Todavía recuerdo el placer de leer a Jorge Ibargüengoitia (prematura y dolorosamente muerto en un famoso accidente de aviación) en su narrativa de manufactura impecable -y lucidez implacable- sobre la realidad histórica de nuestro país, al amparo de una burla que, de fina, parecía no verse. Novelas como «Los pasos de López», «Maten al León» o «Los relámpagos de agosto», dan fe de mis palabras; y de la avidez con que emprendí la relectura de la historia mexicana sin olvidar las enseñanzas de mi abuela Esther, pero preguntándome a cada rato dónde empezaba la ficción y dónde terminaba la realidad.

 

Pero vayamos con Juárez. En la citada obra, «Juárez. El mito de la legalidad», su autora nos recuerda, inclemente, los yerros, equívocos y desatinos jurídicos, así como las debilidades morales, de los que el Benemérito fue protagonista.

 

Una de las primeras manifestaciones palmarias de su falta de respeto al orden constitucional, fue el intento del presidente Benito Juárez (que ya no lo abandonaría jamás) de fortalecer al Poder Ejecutivo en detrimento de los otros dos poderes.

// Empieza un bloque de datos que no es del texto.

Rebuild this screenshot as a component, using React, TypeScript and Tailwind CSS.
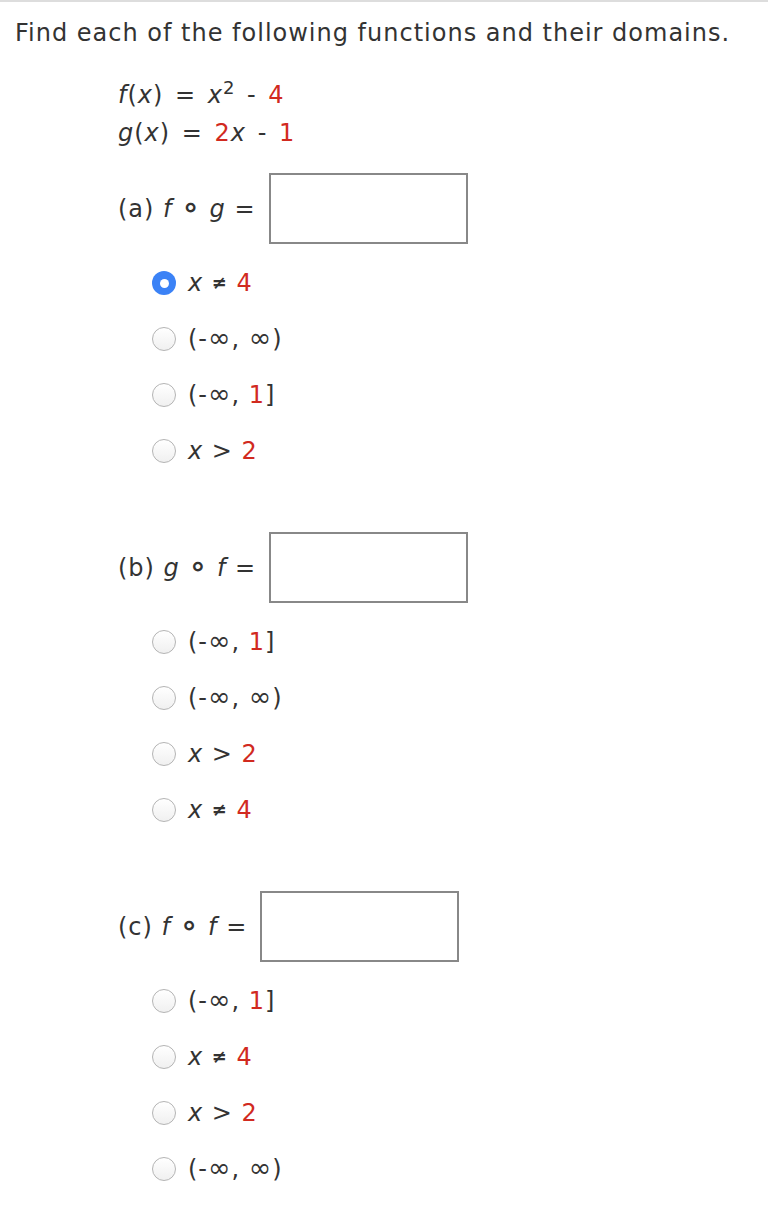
const RED = "text-[#d12a1f]"

function Num({ children }: { children: React.ReactNode }) {
  return <span className={RED}>{children}</span>
}

function Inf() {
  return <span className="text-[27px] leading-none">∞</span>
}

function Ring() {
  return <b className="text-[30px] leading-none">∘</b>
}

function Radio({ checked }: { checked?: boolean }) {
  if (checked) {
    return (
      <span className="flex h-[24px] w-[24px] shrink-0 items-center justify-center rounded-full bg-[#3b82f6]">
        <span className="h-[9px] w-[9px] rounded-full bg-white" />
      </span>
    )
  }
  return (
    <span className="h-[24px] w-[24px] shrink-0 rounded-full border border-[#b4b4b4] bg-gradient-to-b from-white to-[#f0f0f0]" />
  )
}

type Domain = "neq" | "all" | "le1" | "gt2"

function DomainText({ kind }: { kind: Domain }) {
  if (kind === "neq")
    return (
      <span>
        <i>x</i> <span className="text-[18px] font-bold align-[2px]">≠</span> <Num>4</Num>
      </span>
    )
  if (kind === "all")
    return (
      <span>
        (-<Inf />, <Inf />)
      </span>
    )
  if (kind === "le1")
    return (
      <span>
        (-<Inf />, <Num>1</Num>]
      </span>
    )
  return (
    <span>
      <i>x</i> &gt; <Num>2</Num>
    </span>
  )
}

function Part({
  label,
  options,
  checked,
}: {
  label: React.ReactNode
  options: Domain[]
  checked?: number
}) {
  return (
    <div>
      <div className="flex items-center pl-[118px]">
        <span>{label}</span>
        <div className="ml-[13px] h-[71px] w-[199px] border-2 border-[#888] bg-white" />
      </div>
      <div className="mt-[11px] pl-[152px]">
        {options.map((o, i) => (
          <div key={i} className="flex h-[56px] items-center">
            <Radio checked={checked === i} />
            <span className="ml-[12px]">
              <DomainText kind={o} />
            </span>
          </div>
        ))}
      </div>
    </div>
  )
}

export default function App() {
  return (
    <div className="min-h-[1232px] border-t-2 border-[#dddddd] bg-white font-['DejaVu_Sans','Verdana',sans-serif] text-[24px] tracking-[1px] text-[#333]">
      <p className="pl-[15px] pt-[16px] leading-[30px]">
        Find each of the following functions and their domains.
      </p>

      <div className="mt-[28px] pl-[118px] leading-[38px] [word-spacing:3px]">
        <div>
          <i>f</i>(<i>x</i>) = <i>x</i>
          <sup className="text-[18px]">2</sup> - <Num>4</Num>
        </div>
        <div>
          <i>g</i>(<i>x</i>) = <Num>2</Num>
          <i>x</i> - <Num>1</Num>
        </div>
      </div>

      <div className="mt-[21px]">
        <Part
          label={
            <>
              (a) <i>f</i> <Ring /> <i>g</i> =
            </>
          }
          options={["neq", "all", "le1", "gt2"]}
          checked={0}
        />
      </div>

      <div className="mt-[53px]">
        <Part
          label={
            <>
              (b) <i>g</i> <Ring /> <i>f</i> =
            </>
          }
          options={["le1", "all", "gt2", "neq"]}
        />
      </div>

      <div className="mt-[53px]">
        <Part
          label={
            <>
              (c) <i>f</i> <Ring /> <i>f</i> =
            </>
          }
          options={["le1", "neq", "gt2", "all"]}
        />
      </div>
    </div>
  )
}
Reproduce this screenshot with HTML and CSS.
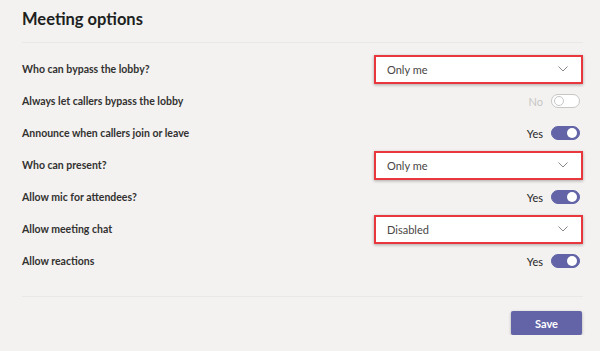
FILE: index.html
```html
<!DOCTYPE html>
<html lang="en">
  <head>
    <meta charset="UTF-8" />
    <meta name="viewport" content="width=device-width, initial-scale=1.0" />
    <title>Meeting options</title>
    <link rel="stylesheet" href="styles.css">
  </head>
  <body>
    <div class="panel">
      <h1 class="panel-title">Meeting options</h1>

      <div class="options">
        <!-- Lobby -->
        <div class="option-row">
          <span class="option-label">Who can bypass the lobby?</span>
          <div class="dropdown">
            <span>Only me</span>
            <svg class="chevron" width="10" height="6" viewBox="0 0 10 6"><path d="M0.5 0.5 L5 5 L9.5 0.5" fill="none" stroke="#8a8886" stroke-width="1"/></svg>
          </div>
        </div>
        <div class="option-row">
          <span class="option-label">Always let callers bypass the lobby</span>
          <div class="toggle-wrap">
            <span class="toggle-text off">No</span>
            <span class="toggle"></span>
          </div>
        </div>
        <div class="option-row">
          <span class="option-label">Announce when callers join or leave</span>
          <div class="toggle-wrap">
            <span class="toggle-text">Yes</span>
            <span class="toggle on"></span>
          </div>
        </div>

        <!-- Presenting -->
        <div class="option-row">
          <span class="option-label">Who can present?</span>
          <div class="dropdown">
            <span>Only me</span>
            <svg class="chevron" width="10" height="6" viewBox="0 0 10 6"><path d="M0.5 0.5 L5 5 L9.5 0.5" fill="none" stroke="#8a8886" stroke-width="1"/></svg>
          </div>
        </div>
        <div class="option-row">
          <span class="option-label">Allow mic for attendees?</span>
          <div class="toggle-wrap">
            <span class="toggle-text">Yes</span>
            <span class="toggle on"></span>
          </div>
        </div>

        <!-- Chat -->
        <div class="option-row">
          <span class="option-label">Allow meeting chat</span>
          <div class="dropdown">
            <span>Disabled</span>
            <svg class="chevron" width="10" height="6" viewBox="0 0 10 6"><path d="M0.5 0.5 L5 5 L9.5 0.5" fill="none" stroke="#8a8886" stroke-width="1"/></svg>
          </div>
        </div>
        <div class="option-row">
          <span class="option-label">Allow reactions</span>
          <div class="toggle-wrap">
            <span class="toggle-text">Yes</span>
            <span class="toggle on"></span>
          </div>
        </div>
      </div>

      <div class="panel-footer">
        <button class="save-btn">Save</button>
      </div>
    </div>
  </body>
</html>
```

FILE: styles.css
```css
/* Page */
body {
  margin: 0;
  background: #f3f2f1;
  font-family: Lato, "Open Sans", sans-serif;
  color: #252423;
}

.panel {
  padding: 0 17px 0 22px;
}

.panel-title {
  margin: 0;
  height: 42px;
  line-height: 38px;
  font-size: 16.5px;
  font-weight: 700;
  color: #201f1e;
  border-bottom: 1px solid #e9e8e7;
}

/* Option rows */
.options {
  padding-top: 10px;
}

.option-row {
  display: flex;
  align-items: center;
  justify-content: space-between;
  height: 32px;
}

.option-label {
  font-size: 10.5px;
  font-weight: 700;
  color: #323130;
}

/* Dropdown (red outline = highlight) */
.dropdown {
  box-sizing: border-box;
  width: 209px;
  height: 29px;
  display: flex;
  align-items: center;
  justify-content: space-between;
  padding: 0 13px 0 11px;
  background: #fff;
  border: 2px solid #e8383d;
  box-shadow: 0 1px 3px rgba(0, 0, 0, 0.3);
  font-size: 11px;
  color: #484644;
}

.chevron {
  display: block;
}

/* Toggles */
.toggle-wrap {
  display: flex;
  align-items: center;
  gap: 8px;
  margin-right: 3px;
}

.toggle-text {
  font-size: 11px;
  color: #252423;
}

.toggle-text.off {
  color: #c8c6c4;
}

.toggle {
  position: relative;
  box-sizing: border-box;
  width: 29px;
  height: 14px;
  border-radius: 7px;
  border: 1px solid #c8c6c4;
  background: #fff;
}

.toggle::after {
  content: "";
  position: absolute;
  top: 1px;
  left: 2px;
  box-sizing: border-box;
  width: 10px;
  height: 10px;
  border-radius: 50%;
  border: 1px solid #c8c6c4;
  background: #fff;
}

.toggle.on {
  background: #6264a7;
  border-color: #6264a7;
}

.toggle.on::after {
  left: auto;
  right: 2px;
  border: none;
  background: #fff;
}

/* Footer */
.panel-footer {
  margin-top: 19px;
  border-top: 1px solid #e9e8e7;
  padding-top: 14px;
  display: flex;
  justify-content: flex-end;
}

.save-btn {
  width: 71px;
  height: 24px;
  margin-right: 1px;
  border: none;
  border-radius: 2px;
  background: #6264a7;
  color: #fff;
  font-family: Lato, "Open Sans", sans-serif;
  font-size: 11px;
  font-weight: 700;
  box-shadow: 0 1px 3px rgba(0, 0, 0, 0.3);
  cursor: pointer;
}
```
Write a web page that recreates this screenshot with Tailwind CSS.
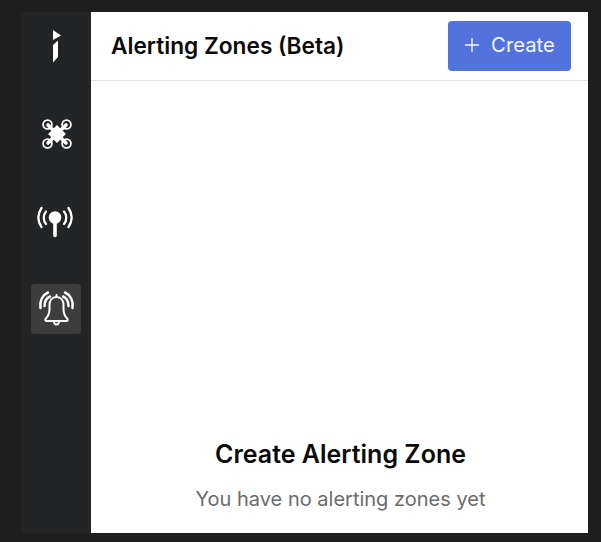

En 1860, el 6 de noviembre, desde Veracruz, expidió la convocatoria para las elecciones de presidente y Congreso de la Unión, a llevarse a cabo el 1er. domingo de enero del siguiente año; sin embargo, el 4 de diciembre, argumentando que tenía facultades extraordinarias, modificó el artículo 34 de la ley electoral del 12 de febrero de 1857, para permitir, entre otras cosas, que los miembros del clero pudieran ser electos diputados, pese a que existía una prohibición expresa en el artículo 56 de la Constitución en vigor (la de 1857): «Para ser diputado se requiere: (…) no pertenecer al estado eclesiástico».

 

No conforme, el 23 de febrero del mismo 1861, a través de un decreto firmado por el secretario de Relaciones Exteriores, Francisco Zarco, el presidente Juárez determinó las atribuciones que tendrían las secretarías de Estado; no habría habido problema alguno de no ser porque esta atribución correspondía de acuerdo al artículo 86 de la carta magna, al Congreso: «Para el despacho de los negocios del orden administrativo de la Federación, habrá el número de secretarios que establezca el Congreso por una ley, la que hará la distribución de los negocios que han de estar á (sic) cargo de cada secretaría».

 

A esto hay que agregar que si bien de acuerdo al artículo 85, fracción XIII, de la misma Constitución, era obligación del Ejecutivo: «Facilitar al Poder Judicial los auxilios que necesite para el ejercicio espedito (sic) de sus funciones»; eso no autorizaba al titular de dicho órgano a ordenar que la Secretaría de Justicia fuera la encargada de concederle fondos; no contento con eso, de la subordinación económica se pasó al control político; de hecho, en la sesión del Congreso del 26 de junio de 1861, el diputado Montes denunció: «La falta de independencia que hay en el Poder Judicial, mientras intervenga el Gobierno en su paga y en la destitución de sus funcionarios».

 

A pesar de que el Ejecutivo no tenía atribuciones para redactar las leyes orgánicas o reglamentarias de la Constitución (facultad formal y materialmente legislativa), el presidente Juárez, argumentando las facultades de que se hallaba «investido», decretó el 15 de abril de 1861 la Ley Reglamentaria del artículo 3 constitucional (en materia de educación). Y en este mismo sentido, otra atribución que de acuerdo a la Constitución pertenencia al Congreso y que fue constante y progresivamente asumida por el titular del Ejecutivo, fue la redacción de los códigos.

 

Con todo lo grave que se quieran ver, las anteriores no eran sino transgresiones a la letra y el espíritu de la Constitución de 1857; sin embargo, Juárez incurriría en vicios aún peores, cuyas secuelas (polvos de aquellos lodos) perduran hasta nuestros días.